Interview, July, 2004 by Michael Kors

MK: See, fashion is pretty shallow. We make people look good and they enjoy how they feel in something, but I always think, Does it really resonate with people? Once in a while someone will say, "I have a dress of yours, and it's my favorite thing ever." So I think, Well, maybe it was worth all the energy. But music is so incredibly personal.

CS: But what about when you're creating beautiful images and drawing lines of the way a human form can be clothed? You look back in time and see togas, and huge monumental sleeves that Elizabethans wore. That's what I think fashion is at its best. It's not just utilitarian. You make things that trigger the imagination. It's part of making the universe a nicer place to be in. Thinking back, what do you believe was the most dramatic statement in fashion? I was thinking of Queen Elizabeth I. What was that strange thing she wore around her neck?

MK: The ruff?

CS: Yeah. Why did they wear it? Was it all fashion, or was it utilitarian in any way?

MK: I don't think that was utilitarian.

CS: Maybe there were germs and bugs they wanted to keep out. [laughs]

MK: Oh, yeah. I think it was probably to separate themselves. Clothes were so about delineating classes and where you stood in society. And now that's all changed. In the "60s, rules about age flew out the window. The idea that once you were a certain age you were a matron--well, forget that. And then the "70s happened and it's like, "Okay, you're rich, but you don't need to look so obviously rich."

CS: It's usually the opposite. Reverse snobbery was instilled.

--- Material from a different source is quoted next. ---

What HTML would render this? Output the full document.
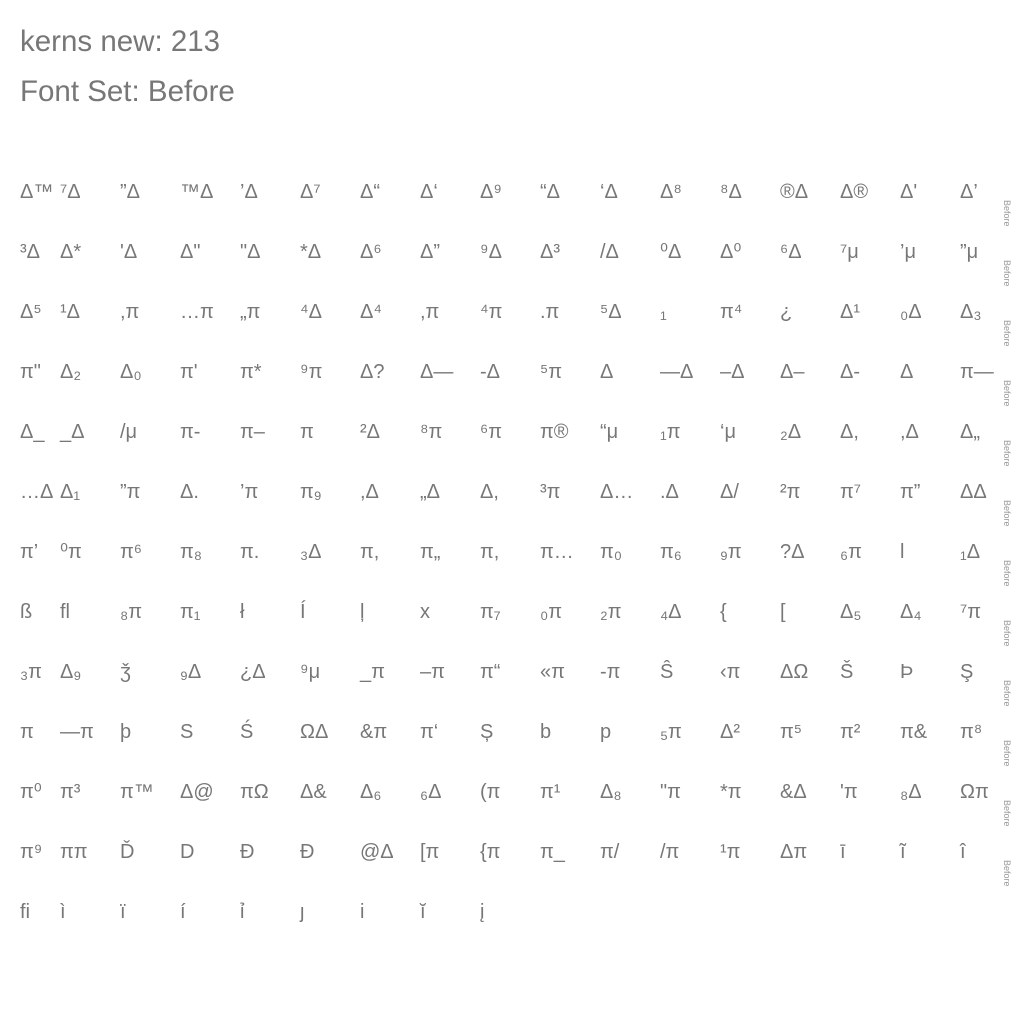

MK: Totally. So the rules broke down. It probably wasn't possible in fashion before, but today there are three generations of customers. For example, we had a dress this past spring that was worn by both Mary J. Blige and [socialite] Nan Kempner! I don't know that there's one ideal anymore, and I think people like you kind of paved the way.

CS: It's pretty interesting. It didn't matter as much because I'm a singer, not an actress, but my face is more acceptable in a way now than when I first came on the scene, because I'm part black. My mother's mother was black. I'm Jewish, black, Cuban, and French.

MK: So you're eclectic by nature. You know that old song by the Buggies "Video Killed the Radio Star"? Now it's really challenging in the music business for people who don't look a certain way. You've gotta be able to push people's buttons visually. Have you ever seen American Idol?

CS: Once.

MK: It's pretty daunting that these young people get up there and sing, and the judges just criticize them. I mean, I'm sitting there holding my chest. I can't believe these people are going through this!

CS: Yeah, I hated it.

MK: When you were starting out, could you have fathomed doing that?

CS: No, because I was always nervous about being onstage. I had this terrible stammer, so I couldn't really speak properly until I was 16 or 17. My heart would pound so hard because I knew my words would come out like "K-k-k-k." I remember being onstage once when I didn't have fear: I got so scared I didn't have fear that it brought on an anxiety attack. [laughs] Do you know how many concerts I've done in my whole life, in more than 35 years of performing? Sixty-four.